1. A method for modulating an immune response in a subject which comprises targeting antigens into the immune system through the surface receptors CD22 and CD72.

2. A method for modulating an immune response in a subject which comprises targeting antigens into the immune system through surface receptors preferentially expressed on B lymphocytes, wherein the surface receptors comprise an immunoreceptor tyrosine inhibitory motif (ITIM).

3. The method of claim 1 or 2, wherein the targeting antigen is from an infectious agent.

4. The method of claim 1 or 2, wherein the targeting antigen is a tumor-associated antigen.

5. The method of claim 1 or 2, wherein the targeting antigen is an autoantigen.

6. The method of claim 1 or 2, wherein modulating the immune response generates protective immunity to a pathogen.

7. The method of claim 1 or 2, wherein modulating an immune response suppresses autoantibody production.

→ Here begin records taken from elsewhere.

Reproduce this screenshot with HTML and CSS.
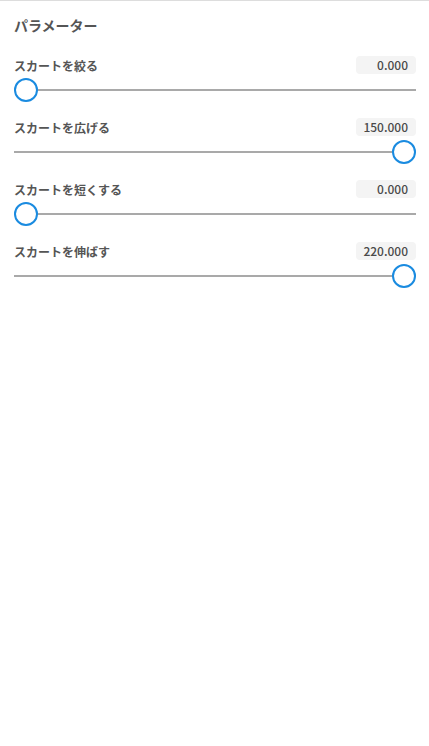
FILE: index.html
```html
<!DOCTYPE html>
<html lang="ja">
<head>
    <meta charset="UTF-8">
    <meta name="viewport" content="width=device-width, initial-scale=1.0">
    <title>パラメーター</title>
    <link rel="stylesheet" href="styles.css">
</head>
<body>
    <div class="panel">
        <h2 class="panel-title">パラメーター</h2>

        <div class="param">
            <div class="param-head">
                <span class="param-label">スカートを絞る</span>
                <span class="param-value">0.000</span>
            </div>
            <div class="slider">
                <div class="slider-track"></div>
                <div class="slider-thumb" style="left: 0%"></div>
            </div>
        </div>

        <div class="param">
            <div class="param-head">
                <span class="param-label">スカートを広げる</span>
                <span class="param-value">150.000</span>
            </div>
            <div class="slider">
                <div class="slider-track"></div>
                <div class="slider-thumb" style="left: 100%"></div>
            </div>
        </div>

        <div class="param">
            <div class="param-head">
                <span class="param-label">スカートを短くする</span>
                <span class="param-value">0.000</span>
            </div>
            <div class="slider">
                <div class="slider-track"></div>
                <div class="slider-thumb" style="left: 0%"></div>
            </div>
        </div>

        <div class="param">
            <div class="param-head">
                <span class="param-label">スカートを伸ばす</span>
                <span class="param-value">220.000</span>
            </div>
            <div class="slider">
                <div class="slider-track"></div>
                <div class="slider-thumb" style="left: 100%"></div>
            </div>
        </div>
    </div>
</body>
</html>
```

FILE: styles.css
```css
:root {
    --text: #555555;
    --accent: #1a8be0;
    --track: #a9a9a9;
    --value-bg: #f4f4f4;
}

* {
    margin: 0;
    padding: 0;
    box-sizing: border-box;
}

body {
    background: #ffffff;
    border-top: 1px solid #dddddd;
    font-family: "Noto Sans CJK JP", "Noto Sans", sans-serif;
    color: var(--text);
}

.panel {
    padding: 14px 13px 0 14px;
}

.panel-title {
    font-size: 14px;
    font-weight: 700;
    line-height: 20px;
    margin-bottom: 21px;
}

/* Parameter rows */
.param {
    margin-bottom: 11px;
}

.param-head {
    display: flex;
    justify-content: space-between;
    align-items: center;
    height: 17px;
}

.param-label {
    font-size: 12px;
    font-weight: 700;
    line-height: 17px;
    padding-top: 2px;
}

.param-value {
    width: 60px;
    height: 18px;
    background: var(--value-bg);
    border-radius: 4px;
    font-family: "Noto Sans CJK JP", "Noto Sans", sans-serif;
    font-size: 12px;
    font-weight: 500;
    line-height: 18px;
    text-align: right;
    padding-right: 8px;
    color: #4a4a4a;
}

/* Slider */
.slider {
    position: relative;
    height: 34px;
    margin: 0 12px;
}

.slider-track {
    position: absolute;
    left: -12px;
    right: -12px;
    top: 16px;
    height: 2px;
    background: var(--track);
}

.slider-thumb {
    position: absolute;
    top: 5px;
    width: 24px;
    height: 24px;
    margin-left: -12px;
    border: 2px solid var(--accent);
    border-radius: 50%;
    background: #ffffff;
}
```
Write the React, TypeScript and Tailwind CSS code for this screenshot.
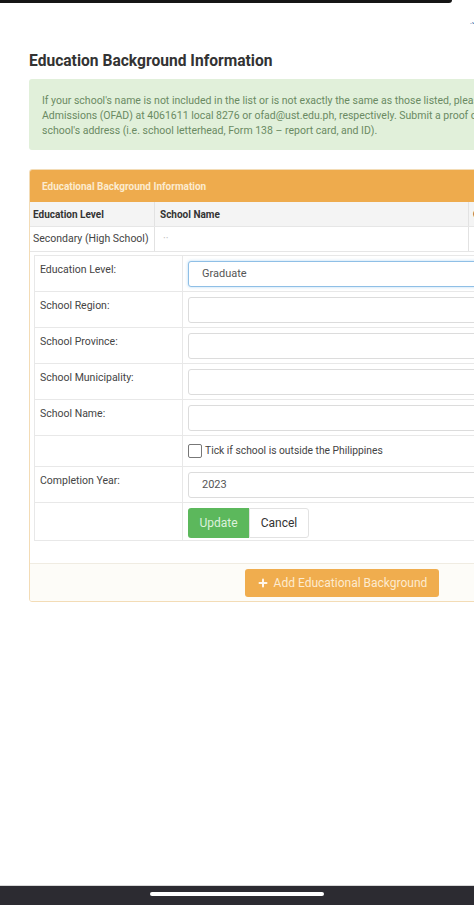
import { Plus } from "lucide-react";

const formRows = [
  { label: "School Region:", value: "" },
  { label: "School Province:", value: "" },
  { label: "School Municipality:", value: "" },
  { label: "School Name:", value: "" },
];

function Field({ value, focused }: { value: string; focused?: boolean }) {
  return (
    <div
      className={
        focused
          ? "flex h-[26px] items-center rounded-[3px] border border-[#8fbfe6] bg-white pl-[13px] text-[11px] text-[#555] shadow-[0_0_3px_rgba(102,175,233,0.5)]"
          : "flex h-[26px] items-center rounded-[3px] border border-[#dcdcdc] bg-white pl-[13px] text-[11px] text-[#555]"
      }
    >
      {value}
    </div>
  );
}

function FormRow({ label, children, className }: { label?: string; children: React.ReactNode; className?: string }) {
  return (
    <div className={`flex border-t border-[#e8e8e8] ${className ?? "h-[36px]"}`}>
      <div className="w-[148px] shrink-0 border-r border-[#e8e8e8] pl-[5px] pt-[6px] text-[10.5px] text-[#444]">
        {label}
      </div>
      <div className="flex-1 px-[5px] pt-[5px]">{children}</div>
    </div>
  );
}

export default function App() {
  return (
    <div
      className="relative flex h-[905px] w-[474px] flex-col overflow-hidden bg-white"
      style={{ fontFamily: "Roboto, 'Noto Sans', sans-serif" }}
    >
      <div className="h-[3px] w-[452px] rounded-br-[3px] bg-[#151515]" />
      <div className="flex h-[25px] items-end justify-end text-[9px] text-[#4a78b5]">
        <span className="translate-x-[3px]">.J</span>
      </div>

      <div className="pl-[29px]">
        <h1 className="mt-[23px] text-[15.6px] leading-[20px] font-bold text-[#333]">Education Background Information</h1>

        <div className="mt-[8px] w-[520px] rounded-l-[3px] bg-[#e1f0da] pb-[12px] pl-[13px] pt-[14px] text-[10.5px] leading-[15px] text-[#6a8a62]">
          <p className="whitespace-nowrap">
            If your school's name is not included in the list or is not exactly the same as those listed, please contact the Office of
          </p>
          <p className="whitespace-nowrap">
            Admissions (OFAD) at 4061611 local 8276 or ofad@ust.edu.ph, respectively. Submit a proof of your
          </p>
          <p className="whitespace-nowrap">school's address (i.e. school letterhead, Form 138 – report card, and ID).</p>
        </div>

        <div className="mt-[19px] w-[626px] overflow-hidden rounded-[3px] border border-[#f3dcb6] bg-white">
          <div className="flex h-[32px] items-center bg-[#eeab4d] pl-[12px] text-[10px] font-bold text-[#fcebd0]">
            Educational Background Information
          </div>

          <div className="flex h-[25px] items-center border-b border-[#e6e6e6] bg-[#f4f4f4] text-[10px] font-bold text-[#333]">
            <div className="flex h-full w-[125px] items-center border-r border-[#e2e2e2] pl-[3px]">Education Level</div>
            <div className="flex h-full w-[314px] items-center border-r border-[#e2e2e2] pl-[5px]">School Name</div>
            <div className="pl-[4px]">Graduated</div>
          </div>

          <div className="flex h-[25px] items-center border-b border-[#e6e6e6] text-[10.5px] text-[#444]">
            <div className="flex h-full w-[125px] items-center border-r border-[#e2e2e2] pl-[3px]">Secondary (High School)</div>
            <div className="flex h-full w-[314px] items-center border-r border-[#e2e2e2] pl-[8px] text-[#bbb]">··</div>
            <div className="pl-[4px]" />
          </div>

          <div className="pb-[22px] pl-[4px] pt-[3px]">
            <div className="border-b border-l border-[#e8e8e8]">
              <FormRow label="Education Level:">
                <Field value="Graduate" focused />
              </FormRow>
              {formRows.map((row) => (
                <FormRow key={row.label} label={row.label}>
                  <Field value={row.value} />
                </FormRow>
              ))}
              <FormRow className="h-[31px]">
                <label className="flex items-center gap-[3px] pt-[2px] text-[10.3px] text-[#444]">
                  <span className="h-[14px] w-[14px] rounded-[2px] border border-[#777] bg-white" />
                  Tick if school is outside the Philippines
                </label>
              </FormRow>
              <FormRow label="Completion Year:">
                <Field value="2023" />
              </FormRow>
              <FormRow className="h-[38px]">
                <div className="flex">
                  <button className="h-[30px] w-[61px] rounded-l-[3px] bg-[#5cb85c] text-[12px] text-[#dcf1dc]">Update</button>
                  <button className="h-[30px] w-[60px] rounded-r-[3px] border border-[#e2e2e2] bg-white text-[12px] text-[#333]">
                    Cancel
                  </button>
                </div>
              </FormRow>
            </div>
          </div>

          <div className="flex h-[38px] items-center border-t border-[#f0ece2] bg-[#fdfcf8] pl-[215px]">
            <button className="flex h-[28px] w-[194px] items-center justify-center gap-[5px] rounded-[3px] bg-[#f0ad4e] text-[12px] text-[#fdebd0]">
              <Plus size={12} strokeWidth={4} className="text-[#fff6ea]" />
              Add Educational Background
            </button>
          </div>
        </div>
      </div>

      <div className="flex-1" />
      <div className="h-[1px] bg-[#d8d8d8]" />
      <div className="flex h-[19px] justify-center bg-[#2c2b31] pt-[6px]">
        <div className="h-[4px] w-[174px] rounded-full bg-white" />
      </div>
    </div>
  );
}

8. A method for modulating an immune response in a subject, the method comprising targeting antigens to B cell surface receptors using an scFvIg derived from an antibody which binds to the receptor, wherein the antigen is genetically fused to the carboxyl end of the scFvIg moiety.

9. A method for producing an scFvIg-Ag fusion protein which comprises genetically fusing the scFvIg directly to the antigen specificity of interest, without any intervening sequence.

10. A method for producing an scFvIg-Ag fusion protein which comprises genetically fusingthe scFvIg to the antigen through use of a spacer linker to physically separate functional domains.

11. A method for producing an scFvIg- Ag fusion protein which comprises genetically fusing the scFvIg to the antigen by a hydrophilic linker to improve solubility and decrease steric hindrance between protein domains.

12. A composition comprising a CD22 binding molecule that does not fix complement, or mediate ADCC, or lead to destruction of the cells to which it binds.

13. A method for modulating an immune response in a subject which comprises targeting antigens into the immune system through surface receptors on dendritic cells together with an inhibitor of CD22 function or binding.

14. The method of claim 13, wherein antigen is from an infectious agent.

15. The method of claim 13, wherein antigen is a tumor-associated antigen.

16. The method of claim 13, wherein antigen is an autoantigen.

17. The method of claim 13, wherein modulating the immune response generates protective immunity to a pathogen.

18. The method of claim 13, wherein altering an immune response suppresses autoantibody production.

19. A method for modulating an immune response in a subject which comprises targeting antigens into the immune system through surface receptors on dendritic cells together with an inhibitor of CD22 function or binding.

20. The method of claim 19, wherein antigen is from an infectious agent.

21. The method of claim 19, wherein antigen is a tumor-associated antigen.

22. The method of claim 19, wherein antigen is an autoantigen.

23. The method of claim 19, wherein modulating the immune response generates protective immunity to a pathogen.

24. The method of claim 19, wherein altering an immune response suppresses autoantibody production.

25. A method for modulating an immune response in a subject which comprises targeting antigens into the immune system through CD22 receptors on B lymphocytes whereby CD22 binding to dendritic cells is inhibited.

26. The method of claim 14, wherein the immune system is altered or suppressed.